Yaya Bey turns heartbreak into gold on the luminous Fidelity
Some records arrive with a bang. Fidelity, the latest from Yaya Bey, arrives like the morning after — soft light through the curtains, a little tenderness in the wreckage, and the quiet realisation that something has shifted. Following the bruised brilliance of do it afraid, Bey’s seventh album feels like the emotional comedown and the spiritual reset: less about surviving the storm than figuring out who you are once it’s passed.
There’s grief woven all through Fidelity, but not the dramatic, cinematic kind. This is grief in layers — the loss of a father, the erosion of community, the slow disintegration of the futures we thought were promised.
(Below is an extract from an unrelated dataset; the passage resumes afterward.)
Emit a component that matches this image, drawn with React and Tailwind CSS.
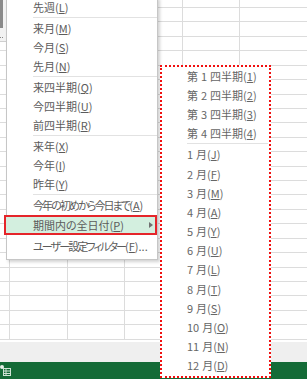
import React from "react";

const rows = Array.from({ length: 23 });
const cols = Array.from({ length: 5 });

const mainItems = [
  { label: "先週", key: "L" },
  "sep",
  { label: "来月", key: "M" },
  { label: "今月", key: "S" },
  { label: "先月", key: "N" },
  "sep",
  { label: "来四半期", key: "Q" },
  { label: "今四半期", key: "U" },
  { label: "前四半期", key: "R" },
  "sep",
  { label: "来年", key: "X" },
  { label: "今年", key: "I" },
  { label: "昨年", key: "Y" },
  "sep",
  { label: "今年の初めから今日まで", key: "A", tight: true },
];

const quarters = [
  { label: "第 1 四半期", key: "1" },
  { label: "第 2 四半期", key: "2" },
  { label: "第 3 四半期", key: "3" },
  { label: "第 4 四半期", key: "4" },
];

const months = [
  ["1 月", "J"],
  ["2 月", "F"],
  ["3 月", "M"],
  ["4 月", "A"],
  ["5 月", "Y"],
  ["6 月", "U"],
  ["7 月", "L"],
  ["8 月", "T"],
  ["9 月", "S"],
  ["10 月", "O"],
  ["11 月", "N"],
  ["12 月", "D"],
];

// spaces in the labels are drawn a little wider than the font's own
function Label({ label, k, tail, tight }) {
  const parts = label.split(" ");
  return (
    <span className="whitespace-nowrap">
      {parts.map((p, i) => (
        <React.Fragment key={i}>
          {i > 0 && <span className="inline-block w-[3px]" />}
          <span className={tight ? "tracking-[-1.9px]" : ""}>{p}</span>
        </React.Fragment>
      ))}
      (<span className="underline">{k}</span>){tail}
    </span>
  );
}

function GridRow({ h }) {
  return (
    <div className={`flex border-b border-[#dcdcdc] ${h}`}>
      <div className="w-[9px] shrink-0" />
      {cols.map((_, i) => (
        <div key={i} className="w-[57.6px] shrink-0 border-l border-[#dcdcdc]" />
      ))}
    </div>
  );
}

export default function App() {
  return (
    <div className="relative w-[307px] h-[379px] overflow-hidden bg-white font-['Noto_Sans_CJK_JP',sans-serif] text-[11px] [font-feature-settings:'palt']">
      {/* sheet */}
      <div className="flex flex-col h-full">
        <div className="h-[342px] overflow-hidden">
          <GridRow h="h-[8px]" />
          {rows.map((_, i) => (
            <GridRow key={i} h="h-[14.43px]" />
          ))}
        </div>
        <div className="h-[20px] bg-[#efefef]" />
        <div className="h-[17px] bg-[#146b37] flex items-center">
          <svg width="12" height="13" viewBox="0 0 12 13">
            <circle cx="2" cy="3" r="2" fill="#e8efe9" />
            <rect x="3.5" y="4.5" width="7" height="7" fill="none" stroke="#cfe3d5" />
            <path d="M3.5 7h7M3.5 9.5h7M6 4.5v7" stroke="#cfe3d5" />
          </svg>
        </div>
      </div>

      {/* dialog edge on the left */}
      <div className="absolute left-0 top-0 w-[7px] h-[42px] bg-[#f2f2f2] border-b border-[#cfcfcf]">
        <div className="w-[3px] h-[28px] bg-[#8a8a8a]" />
        <div className="mt-[9px] flex gap-px">
          <div className="w-px h-px bg-[#888]" />
          <div className="w-px h-px bg-[#888]" />
        </div>
      </div>

      {/* filter menu */}
      <div className="absolute left-[6px] top-[-3px] w-[152px] bg-white border border-[#c6c6c6] shadow-[2px_2px_3px_rgba(0,0,0,0.18)] text-[#5b5b5b]">
        {mainItems.map((it, i) =>
          it === "sep" ? (
            <div key={i} className="h-[2px] pl-[26px]">
              <div className="h-px bg-[#e2e2e2]" />
            </div>
          ) : (
            <div key={i} className="h-[19px] flex items-center pl-[26px]">
              <Label label={it.label} k={it.key} tight={it.tight} />
            </div>
          )
        )}
        <div className="relative h-[20px] flex items-center pl-[26px]">
          <div className="absolute -left-[3px] right-0 top-0 bottom-0 bg-[#d3efdf] border-2 border-[#e5252a]" />
          <span className="relative">
            <Label label="期間内の全日付" k="P" />
          </span>
          <div className="absolute right-[4px] top-[7px] w-0 h-0 border-y-[3px] border-y-transparent border-l-[4px] border-l-[#707070]" />
        </div>
        <div className="h-[24px] flex items-center pl-[26px] pb-[2px]">
          <Label label="ユーザー設定フィルター" k="F" tail="..." tight />
        </div>
      </div>

      {/* date submenu */}
      <div className="absolute left-[160px] top-[65px] w-[111px] h-[313px] bg-white border-2 border-dotted border-[#f01010] text-[#666]">
        {quarters.map((q) => (
          <div key={q.key} className="h-[19px] flex items-center pl-[25px]">
            <Label label={q.label} k={q.key} />
          </div>
        ))}
        <div className="h-[2px] pl-[25px] pr-px">
          <div className="h-px bg-[#e2e2e2]" />
        </div>
        {months.map(([m, k]) => (
          <div key={m} className="h-[19.2px] flex items-center pl-[25px]">
            <Label label={m} k={k} />
          </div>
        ))}
      </div>
    </div>
  );
}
The shadow of Grand Daddy I.U. lingers here, alongside reflections on gentrification, burnout and the cost of being seen but not truly held. Yet the magic of Yaya Bey is that she never lets the weight flatten the music. Instead, she lets it sway. These songs breathe. They glow. They carry their truths lightly, with the kind of warmth that makes the heavy bits land even harder.
The early singles sketch that balance beautifully. Blue has the ease of a forgotten Y2K R&B gem — smooth, sunlit and quietly restorative — while Forty Days turns questions of mourning into something almost danceable, wrapping spiritual reflection in a shimmer of disco-funk. Then there’s Egyptian Musk, featuring NESTA, floating in on a hazy reggae breeze like a memory you can almost smell. It all feels effortless, but that emotional precision is what gives Fidelity its pulse: every groove carries weight, every melody feels lived in.
What makes Fidelity hit so hard is that it never begs for your sympathy. Instead, Yaya Bey leans into something far more powerful — joy as an act of resistance, softness as survival. Even in its most vulnerable moments, this album radiates warmth. It doesn’t just document healing; it embodies it. Fidelity feels like choosing yourself, quietly and completely, after the world has asked for too much. And in that quiet, Yaya Bey has made one of her most luminous records yet.